Francine wrote the outsider rage article in 2009 after an incident where she behaved unprofessionally­—­unprofessionally according to her but certainly not in my book. A colleague working at Chicago Lakeshore Hospital called her in to consult on the case of a twenty-two-year-old Guate­malan woman diagnosed with mutism. The patient had not spoken for nine months and exhibited symptoms of depression and anxiety. She had episodes of hiccups that lasted for hours. Francine read the patient file and noted that the young woman had been brought to the hospital by her sister and not by her husband, an older white male. The patient, though remaining mute, was responsive with Francine, going so far as to smile once.

Her colleague asked Francine to join him in explaining the situation to the husband. She did not like the man, was predisposed not to from looking at the file, but then he exacerbated matters by ignoring her and speaking only to her colleague, who also happened to be a white male. She would speak, and the husband wouldn’t even look her way. He interrupted her a number of times, until she’d had enough.

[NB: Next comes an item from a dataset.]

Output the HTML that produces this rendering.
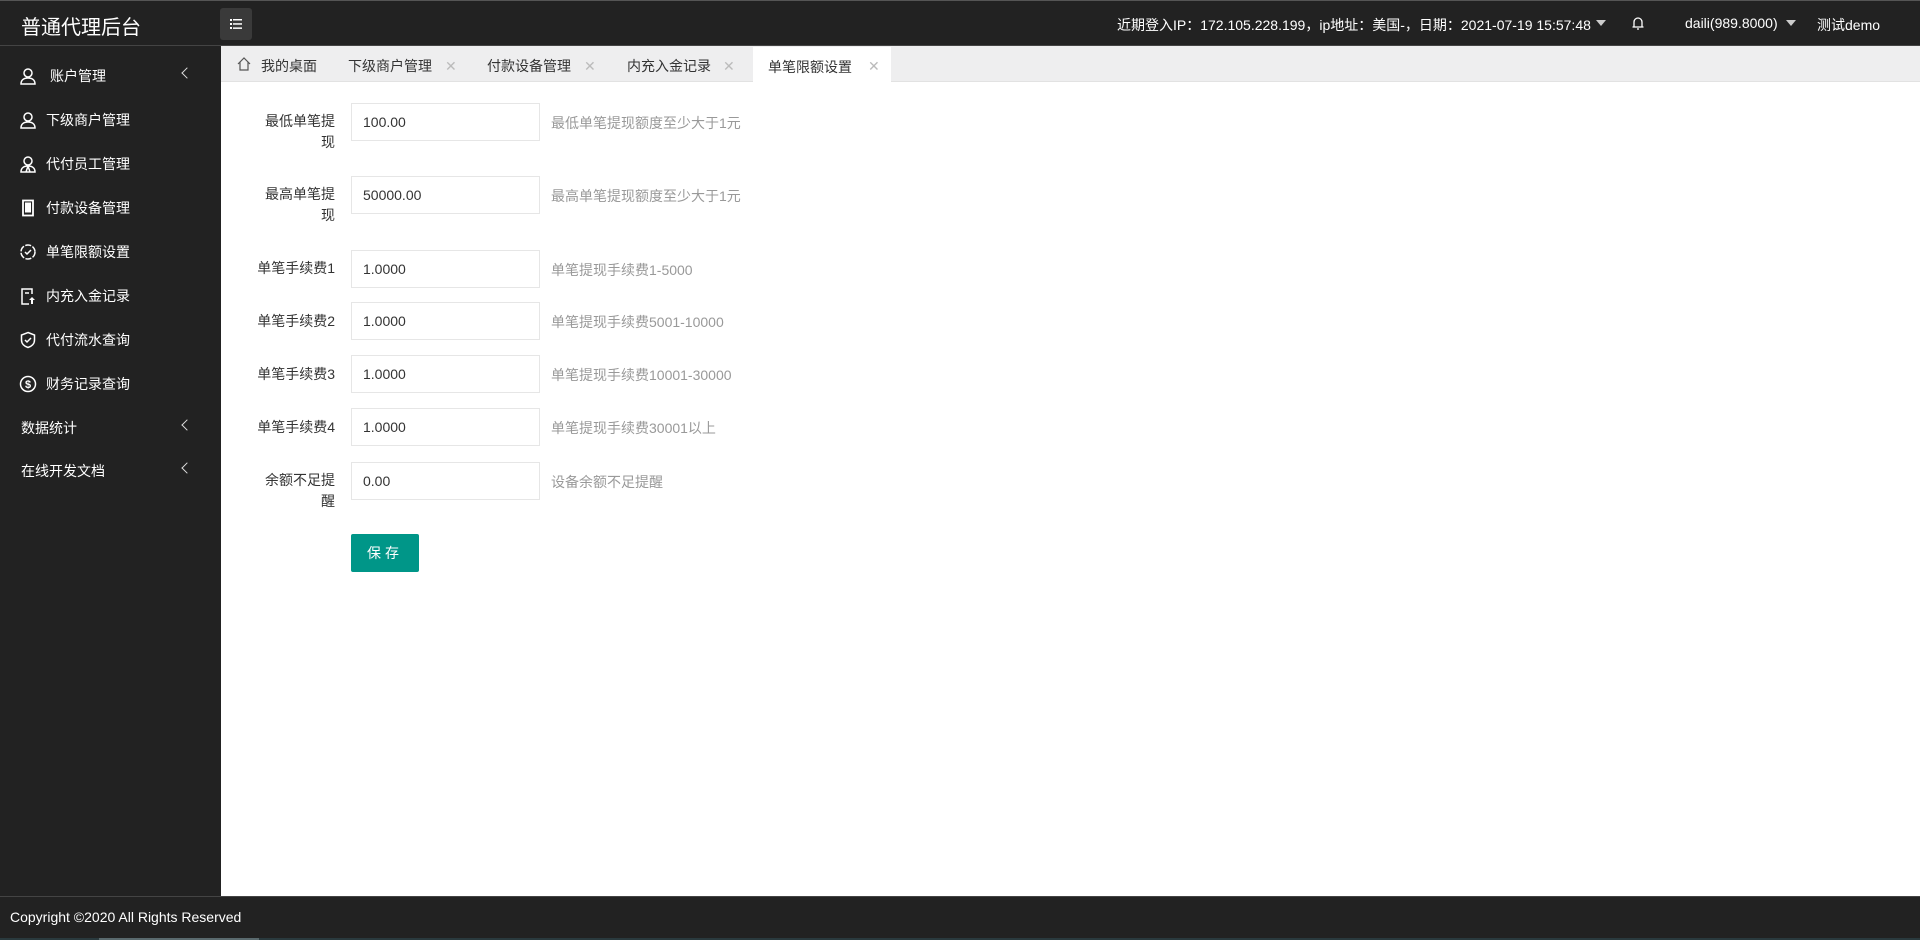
<!DOCTYPE html>
<html><head><meta charset="utf-8"><style>
*{margin:0;padding:0;box-sizing:border-box}
body{width:1920px;height:940px;overflow:hidden;background:#fff;font-family:"Liberation Sans","Noto Sans CJK SC",sans-serif;font-size:14px;color:#333;position:relative}
.hd{position:absolute;left:0;top:0;width:1920px;height:46px;background:#222;border-top:1px solid #555;border-bottom:1px solid #444}
.logo{position:absolute;left:21px;top:10px;color:#fff;font-size:20px}
.ham{position:absolute;left:220px;top:7px;width:32px;height:32px;background:#3a3a3a;border-radius:3px}
.hr{position:absolute;top:14px;color:#fff;font-size:14px;white-space:nowrap}
.tri{position:absolute;top:19px;width:0;height:0;border-left:5px solid transparent;border-right:5px solid transparent;border-top:6px solid #ccc}
.sb{position:absolute;left:0;top:46px;width:221px;height:850px;background:#222}
.it{position:absolute;left:0;width:221px;color:#fff;font-size:14px;line-height:20px}
.it svg{position:absolute;left:19px;top:1px}
.it span{position:absolute;left:46px;white-space:nowrap}
.arr{position:absolute;left:183px;top:3px;width:8px;height:8px;border-left:1.5px solid #ddd;border-bottom:1.5px solid #ddd;transform:rotate(45deg)}
.tabs{position:absolute;left:221px;top:46px;width:1699px;height:36px;background:#eeeeef;border-bottom:1px solid #e2e2e2}
.tab{position:absolute;top:10px;font-size:14px;color:#333;white-space:nowrap}
.x{position:absolute;top:12px;color:#bbb;font-size:14px}
.act{position:absolute;left:753px;top:47px;width:138px;height:36px;background:#fff}
.lb{position:absolute;left:259px;text-align:right;font-size:14px;color:#333;line-height:21px;width:76px}
.lb.n{left:235px;width:100px;white-space:nowrap}
.in{position:absolute;left:351px;width:189px;height:38px;border:1px solid #e6e6e6;padding-left:11px;line-height:36px;font-size:14px;color:#333}
.hint{position:absolute;left:551px;font-size:14px;color:#999;white-space:nowrap}
.btn{position:absolute;left:351px;top:534px;width:68px;height:38px;background:#009688;color:#fff;text-align:center;line-height:38px;font-size:14px;letter-spacing:4px;border-radius:2px}
.ft{position:absolute;left:0;top:896px;width:1920px;height:44px;background:#222;border-top:1px solid #444;color:#fff;font-size:14px}
</style></head><body>
<div class="hd">
<div class="logo">普通代理后台</div>
<div class="ham"><svg width="32" height="32"><g fill="#fff"><rect x="10" y="11" width="2" height="2"/><rect x="13" y="11" width="9" height="1.5"/><rect x="10" y="15" width="2" height="2"/><rect x="13" y="15.2" width="9" height="1.5"/><rect x="10" y="19" width="2" height="2"/><rect x="13" y="19.4" width="9" height="1.5"/></g></svg></div>
<div class="hr" style="left:1117px">近期登入IP：172.105.228.199，ip地址：美国-，日期：2021-07-19 15:57:48</div>
<div class="tri" style="left:1596px"></div>
<svg style="position:absolute;left:1631px;top:14px" width="14" height="16"><path d="M3 12V7a4 4 0 0 1 8 0v5h1.5M1.5 12H12.5M6 14h2" stroke="#fff" stroke-width="1.3" fill="none"/></svg>
<div class="hr" style="left:1685px">daili(989.8000)</div>
<div class="tri" style="left:1786px"></div>
<div class="hr" style="left:1817px">测试demo</div>
</div>
<div class="sb">
<div class="it" style="top:20px"><svg width="18" height="18"><circle cx="9" cy="6" r="4" stroke="#fff" stroke-width="1.5" fill="none"/><path d="M2 17c0-4 3-6 7-6s7 2 7 6z" stroke="#fff" stroke-width="1.5" fill="none"/></svg><span style="left:50px">账户管理</span><i class="arr"></i></div>
<div class="it" style="top:64px"><svg width="18" height="18"><circle cx="9" cy="6" r="4" stroke="#fff" stroke-width="1.5" fill="none"/><path d="M2 17c0-4 3-6 7-6s7 2 7 6z" stroke="#fff" stroke-width="1.5" fill="none"/></svg><span>下级商户管理</span></div>
<div class="it" style="top:108px"><svg width="18" height="18"><circle cx="9" cy="6" r="4" stroke="#fff" stroke-width="1.5" fill="none"/><path d="M2 17c0-4 3-6 7-6s7 2 7 6zM9 11l-2 6M9 11l2 6" stroke="#fff" stroke-width="1.5" fill="none"/></svg><span>代付员工管理</span></div>
<div class="it" style="top:152px"><svg width="18" height="18"><rect x="4" y="1.5" width="10" height="15" stroke="#fff" stroke-width="1.8" fill="none"/><rect x="6" y="3.5" width="6" height="10" fill="#fff"/></svg><span>付款设备管理</span></div>
<div class="it" style="top:196px"><svg width="18" height="18"><circle cx="9" cy="9" r="7" stroke="#fff" stroke-width="1.5" fill="none" stroke-dasharray="6 1.5"/><path d="M6 9l2 2 4-4" stroke="#fff" stroke-width="1.5" fill="none"/></svg><span>单笔限额设置</span></div>
<div class="it" style="top:240px"><svg width="18" height="18"><path d="M13 7V2H3v15h7M6 6h4" stroke="#fff" stroke-width="1.5" fill="none"/><path d="M13 10l-3 3h2v4h2v-4h2z" fill="#fff"/></svg><span>内充入金记录</span></div>
<div class="it" style="top:284px"><svg width="18" height="18"><path d="M9 1.5l6.5 2.5v5c0 4-3 6.5-6.5 7.5C5.5 15.5 2.5 13 2.5 9V4z" stroke="#fff" stroke-width="1.5" fill="none"/><path d="M6 9l2 2 4-4" stroke="#fff" stroke-width="1.5" fill="none"/></svg><span>代付流水查询</span></div>
<div class="it" style="top:328px"><svg width="18" height="18"><circle cx="9" cy="9" r="7.5" stroke="#fff" stroke-width="1.5" fill="none"/><text x="9" y="13" text-anchor="middle" fill="#fff" font-size="11" font-weight="bold" font-family="Liberation Sans">$</text></svg><span>财务记录查询</span></div>
<div class="it" style="top:372px"><span style="left:21px">数据统计</span><i class="arr"></i></div>
<div class="it" style="top:415px"><span style="left:21px">在线开发文档</span><i class="arr"></i></div>
</div>
<div class="tabs">
<svg style="position:absolute;left:15px;top:10px" width="16" height="16"><path d="M2 8L8 2l6 6M4 6v8h8V6" stroke="#555" stroke-width="1.2" fill="none"/></svg>
<div class="tab" style="left:40px">我的桌面</div>
<div class="tab" style="left:127px">下级商户管理</div><div class="x" style="left:224px">✕</div>
<div class="tab" style="left:266px">付款设备管理</div><div class="x" style="left:363px">✕</div>
<div class="tab" style="left:406px">内充入金记录</div><div class="x" style="left:502px">✕</div>
</div>
<div class="act"><div class="tab" style="left:15px;top:10px">单笔限额设置</div><div class="x" style="left:115px;top:11px">✕</div></div>

<div class="lb" style="top:111px">最低单笔提现</div><div class="in" style="top:103px">100.00</div><div class="hint" style="top:113px">最低单笔提现额度至少大于1元</div>
<div class="lb" style="top:184px">最高单笔提现</div><div class="in" style="top:176px">50000.00</div><div class="hint" style="top:186px">最高单笔提现额度至少大于1元</div>
<div class="lb n" style="top:258px">单笔手续费1</div><div class="in" style="top:250px">1.0000</div><div class="hint" style="top:260px">单笔提现手续费1-5000</div>
<div class="lb n" style="top:311px">单笔手续费2</div><div class="in" style="top:302px">1.0000</div><div class="hint" style="top:312px">单笔提现手续费5001-10000</div>
<div class="lb n" style="top:364px">单笔手续费3</div><div class="in" style="top:355px">1.0000</div><div class="hint" style="top:365px">单笔提现手续费10001-30000</div>
<div class="lb n" style="top:417px">单笔手续费4</div><div class="in" style="top:408px">1.0000</div><div class="hint" style="top:418px">单笔提现手续费30001以上</div>
<div class="lb" style="top:470px">余额不足提醒</div><div class="in" style="top:462px">0.00</div><div class="hint" style="top:472px">设备余额不足提醒</div>
<div class="btn">保存</div>

<div class="ft"><div style="position:absolute;left:10px;top:12px">Copyright ©2020 All Rights Reserved</div></div>
<div style="position:absolute;left:0;top:938px;width:1920px;height:2px;background:#2a3a3e"></div>
<div style="position:absolute;left:99px;top:938px;width:160px;height:2px;background:#5a6a6e"></div>
</body></html>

She told me she wanted nothing more than to slap him and she almost did. It wasn’t just that she’d been wondering whether he was abusive to his wife. It wasn’t just that she’d deduced that the marriage was unequal, a colonialist betrothal. He had married his wife while on “vacation” in Guatemala. It was the fact that this man dared to treat Francine as unworthy of his attention, to treat her as a subaltern, an outsider. She seethed, something almost as rare as a unicorn sighting, as you know. If the man only looked at her, she was sure she would knock him over with her venomous eyes. She was about to slap him, truly, wound up her arm to do it, but her hand stopped at his cheek. She held his face between thumb and palm, sternly telling him he was an ill-mannered boor.

Now, that would have been a fireable offense had she been working for Lakeshore. Under normal circumstances she might have lost her medical license. But the man was terrified. He didn’t file a complaint. One of the nurses joked that he turned mute—mute with stupefaction. Her colleague was stumped, unable to fathom why she’d lost her temper. He told her that of course the man was offensive, but he’d seen her brave much worse without batting an eyelash. Her impassivity was legendary.

The three nurses who witnessed the exchange, two black women and a Puerto Rican gay man, were not flummoxed by her behavior. They were standing behind the boor, and all three gave Francine the thumbs-up.

She was furious with herself for reacting. She began to write the article as soon as she got home.

I told her one of my favorite bad surgeon jokes: no one would dare insult me because they knew I’d cut them up.